Интервью постоянно теребящим нас журналистам давать стало трудно, потому что сбивалось дыхание и губы немели, как на сильном морозе. Все эти признаки, как говорили врачи, вполне укладывались в условия голодовки — шло общее отравление организма внутренними токсинами и изматывание повседневным стрессом.
Те, кто проходил лечебные голодовки по медицинским рекомендациям или по собственной воле, с одной стороны, более живо понимают переживания, которые выпали на нашу долю. Но в то же время и более спокойно относятся к этим переживаниям, зная, что ничего особенного в них нет. И это правильно. Ничего особенного — просто иное состояние организма. (Предполагаю, что и ощущение смерти — тоже что-то совсем не впечатляющее. Как говорили древние, когда смерть есть, тебя уже нет.)

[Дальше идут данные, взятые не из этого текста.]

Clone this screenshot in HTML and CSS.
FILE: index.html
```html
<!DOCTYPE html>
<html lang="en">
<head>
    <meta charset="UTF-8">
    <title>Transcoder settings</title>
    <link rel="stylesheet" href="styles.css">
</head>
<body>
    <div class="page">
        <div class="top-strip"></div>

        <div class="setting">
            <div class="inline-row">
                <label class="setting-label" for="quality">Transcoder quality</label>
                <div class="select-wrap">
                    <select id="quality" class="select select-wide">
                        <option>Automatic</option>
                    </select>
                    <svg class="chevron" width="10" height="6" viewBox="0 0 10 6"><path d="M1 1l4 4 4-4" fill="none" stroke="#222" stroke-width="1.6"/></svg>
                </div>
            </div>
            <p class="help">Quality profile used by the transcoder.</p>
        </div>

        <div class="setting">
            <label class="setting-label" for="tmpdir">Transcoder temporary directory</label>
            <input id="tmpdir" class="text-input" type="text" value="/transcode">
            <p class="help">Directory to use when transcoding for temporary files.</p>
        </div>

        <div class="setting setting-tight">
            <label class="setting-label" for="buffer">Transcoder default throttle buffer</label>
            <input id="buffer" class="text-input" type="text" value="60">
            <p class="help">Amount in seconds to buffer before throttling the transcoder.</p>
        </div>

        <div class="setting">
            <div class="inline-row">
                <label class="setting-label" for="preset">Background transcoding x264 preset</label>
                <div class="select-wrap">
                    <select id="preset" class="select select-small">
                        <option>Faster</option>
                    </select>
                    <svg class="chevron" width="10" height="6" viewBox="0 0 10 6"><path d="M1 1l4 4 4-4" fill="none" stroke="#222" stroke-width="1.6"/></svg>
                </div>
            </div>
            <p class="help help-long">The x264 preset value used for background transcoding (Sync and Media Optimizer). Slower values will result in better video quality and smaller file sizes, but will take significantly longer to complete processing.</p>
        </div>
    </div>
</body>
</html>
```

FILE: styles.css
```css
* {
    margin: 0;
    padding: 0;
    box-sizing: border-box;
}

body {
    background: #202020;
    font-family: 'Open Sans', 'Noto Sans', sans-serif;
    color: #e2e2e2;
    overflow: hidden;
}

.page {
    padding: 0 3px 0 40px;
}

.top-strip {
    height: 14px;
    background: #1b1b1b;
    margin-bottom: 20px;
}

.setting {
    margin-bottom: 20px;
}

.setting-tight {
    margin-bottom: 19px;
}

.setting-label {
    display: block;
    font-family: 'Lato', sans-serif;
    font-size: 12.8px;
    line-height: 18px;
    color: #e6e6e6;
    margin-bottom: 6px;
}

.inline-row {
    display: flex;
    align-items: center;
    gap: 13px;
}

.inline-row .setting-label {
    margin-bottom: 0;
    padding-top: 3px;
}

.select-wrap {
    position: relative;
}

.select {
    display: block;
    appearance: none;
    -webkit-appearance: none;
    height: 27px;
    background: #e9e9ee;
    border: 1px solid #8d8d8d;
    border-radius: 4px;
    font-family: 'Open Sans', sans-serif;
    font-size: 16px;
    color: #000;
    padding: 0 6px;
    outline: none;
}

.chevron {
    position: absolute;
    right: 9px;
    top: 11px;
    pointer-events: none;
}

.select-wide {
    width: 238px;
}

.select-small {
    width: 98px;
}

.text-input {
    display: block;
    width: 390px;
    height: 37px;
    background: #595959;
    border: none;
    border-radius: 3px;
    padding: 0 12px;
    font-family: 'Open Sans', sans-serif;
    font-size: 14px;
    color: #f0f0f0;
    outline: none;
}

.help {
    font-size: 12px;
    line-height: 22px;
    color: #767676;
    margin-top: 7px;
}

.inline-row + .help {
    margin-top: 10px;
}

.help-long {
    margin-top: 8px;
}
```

Обнаружилось, что кризисные дни (3-й и 7-й день голодовки), обещанные специалистами, как-то пролетели незамеченно, смазались. Возможно, забылись за делами. Тяжесть голодовки последовательно нарастала день ото дня. И всё больше сказывались особенности организма. У некоторых начинало к концу дня нестерпимо резать в глазах. Постепенно проявились старые травмы и годами затихшие болячки. Иногда возникали судороги в мышцах, давящее ощущение в груди, тяжесть в пояснице.
Не было и всплеска энергии, который практики лечебных голодовок предсказывали после недельного воздержания от пищи. Вероятно, мы его израсходовали в повседневной политической работе. Но, может быть, тут дело и в другом.

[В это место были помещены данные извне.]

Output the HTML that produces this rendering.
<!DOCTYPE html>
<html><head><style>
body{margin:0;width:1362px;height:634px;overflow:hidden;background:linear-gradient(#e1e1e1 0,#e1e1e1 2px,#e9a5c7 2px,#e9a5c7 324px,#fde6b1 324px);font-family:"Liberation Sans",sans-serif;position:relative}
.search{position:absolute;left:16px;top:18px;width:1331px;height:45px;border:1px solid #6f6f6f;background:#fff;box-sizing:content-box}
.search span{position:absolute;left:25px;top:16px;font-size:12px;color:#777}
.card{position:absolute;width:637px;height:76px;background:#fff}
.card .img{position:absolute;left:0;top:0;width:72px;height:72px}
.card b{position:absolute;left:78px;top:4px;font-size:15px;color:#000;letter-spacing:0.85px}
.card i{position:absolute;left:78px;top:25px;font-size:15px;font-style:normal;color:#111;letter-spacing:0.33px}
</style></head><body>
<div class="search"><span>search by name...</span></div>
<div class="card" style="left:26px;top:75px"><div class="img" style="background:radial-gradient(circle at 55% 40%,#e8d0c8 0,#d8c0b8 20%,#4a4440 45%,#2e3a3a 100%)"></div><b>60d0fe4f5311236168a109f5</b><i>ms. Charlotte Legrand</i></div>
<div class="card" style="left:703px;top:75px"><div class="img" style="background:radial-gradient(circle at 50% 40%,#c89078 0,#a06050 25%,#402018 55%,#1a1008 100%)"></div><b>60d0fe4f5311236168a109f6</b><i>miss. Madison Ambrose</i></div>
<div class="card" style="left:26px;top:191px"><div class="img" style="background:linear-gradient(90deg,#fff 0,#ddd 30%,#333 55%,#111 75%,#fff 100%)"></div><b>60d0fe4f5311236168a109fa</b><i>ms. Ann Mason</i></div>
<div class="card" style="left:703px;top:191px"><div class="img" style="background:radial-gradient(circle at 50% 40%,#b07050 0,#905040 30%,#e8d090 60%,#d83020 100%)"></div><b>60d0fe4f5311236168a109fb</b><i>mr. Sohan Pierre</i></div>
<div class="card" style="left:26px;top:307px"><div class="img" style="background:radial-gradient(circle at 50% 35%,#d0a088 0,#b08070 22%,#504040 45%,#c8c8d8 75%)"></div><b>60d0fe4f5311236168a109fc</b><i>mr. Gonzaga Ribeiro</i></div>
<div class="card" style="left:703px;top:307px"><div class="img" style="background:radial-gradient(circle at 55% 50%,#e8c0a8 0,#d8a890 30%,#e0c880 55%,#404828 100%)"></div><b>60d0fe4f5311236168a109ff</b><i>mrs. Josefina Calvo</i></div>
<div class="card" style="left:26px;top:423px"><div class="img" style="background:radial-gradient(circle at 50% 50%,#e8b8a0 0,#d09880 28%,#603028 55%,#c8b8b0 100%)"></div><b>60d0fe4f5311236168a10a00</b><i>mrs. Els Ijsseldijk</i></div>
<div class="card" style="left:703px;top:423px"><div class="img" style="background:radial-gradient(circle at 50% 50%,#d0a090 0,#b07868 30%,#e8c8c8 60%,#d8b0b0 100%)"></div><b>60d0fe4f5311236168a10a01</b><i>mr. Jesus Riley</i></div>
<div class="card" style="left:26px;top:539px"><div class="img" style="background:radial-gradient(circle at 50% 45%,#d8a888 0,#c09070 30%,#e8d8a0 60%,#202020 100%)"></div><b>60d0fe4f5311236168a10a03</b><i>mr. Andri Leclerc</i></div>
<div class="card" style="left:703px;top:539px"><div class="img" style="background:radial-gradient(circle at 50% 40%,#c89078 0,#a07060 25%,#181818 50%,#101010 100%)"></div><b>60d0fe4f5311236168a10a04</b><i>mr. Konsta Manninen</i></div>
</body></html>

У каждого организм устроен по-своему. Одни вполне могут раз в месяц бегать марафон, другим лучше даются средние или короткие дистанции, а кто-то и ходит с трудом. Марафонцам голодовок, вероятно, свойственно "второе дыхание", а нам — любителям — этого не дано. Новички в этом деле проходят своего рода отбор: если не тянут, то никогда не становятся "марафонцами". А состоявшиеся "марафонцы" смотрят на любые потуги голодающих с высоты своего опыта — им всё это кажется пустяками. Для среднего же человека голодовка — далеко не пустяки. И пусть она не столь мучительна, как ожидается вначале, испытание это достаточно серьезное. Из праздного любопытства или без должной подготовки никому наш опыт повторять не советую.
ТЕЛО И ДУХ Опыта голодовок ни у кого из нас не было. Поэтому у каждого были свои методы борьбы с надвинувшейся усталостью. Олег Денисов вставал до света и тихо в темноте начинал делать простые физические упражнения. Днем же, выбившись из сил, читал книги, откинувшись в кресле. Михаил Маркелов от усталости начинал еще больше суетиться: звонить, говорить с друзьями, строить новые планы и заниматься деталями текущих задумок. Иван Харченко предпочитал не суетиться, а экономить энергию: от упадка сил переходил на телефонное общение в лежачем положении или засыпал. Я старался переломить вялость залповыми нагрузками: то отжимался до изнеможения, то размахивал руками и ногами, как привык это делать на тренировках. Дмитрий Рогозин черпал энергию из политики: новый прилив сил наступал у него после очередного жесткого интервью. После недели голодовки все эти ухищрения действовали все слабее. Их начал заменять юмор.
Например, мы смеялись над своими мечтами по поводу диалога с властью, представляя фантастическую картину: распахиваются двери и входит Путин со свитой и со словами сочувствия. Ясно, что ничего подобного представить себе было невозможно. Путин предпочитал открывать другие двери и выражать сочувствие людям иного склада.
Рассказывают, что голодовка сопровождается раздражительностью. Ничего подобного в нашей группе не было. Даже за ночной храп особо упорных храпунов только добродушно журили. Все время в ходу были малые жесты внимания: налить водички, подать зазвонивший мобильник, осведомиться о самочувствии… Эта атмосфера взаимной поддержки нас незаметно укрепляла.
Столь же незаметной поначалу показалась поддержка со стороны иеромонаха Никона, который дважды приезжал к нам — исповедал и причащал. Ослабленный организм не очень-то готов был простоять в молитве даже и полчаса. Но исповедь как будто разлила по всему телу тепло. Особенно важно было, что причащал нас отец Никон, с которым нас связывает дружба с 1993 года. Троих из нашей пятерки батюшка знал и помнил с тех времен, включая страшные дни октябрьского расстрела парламента.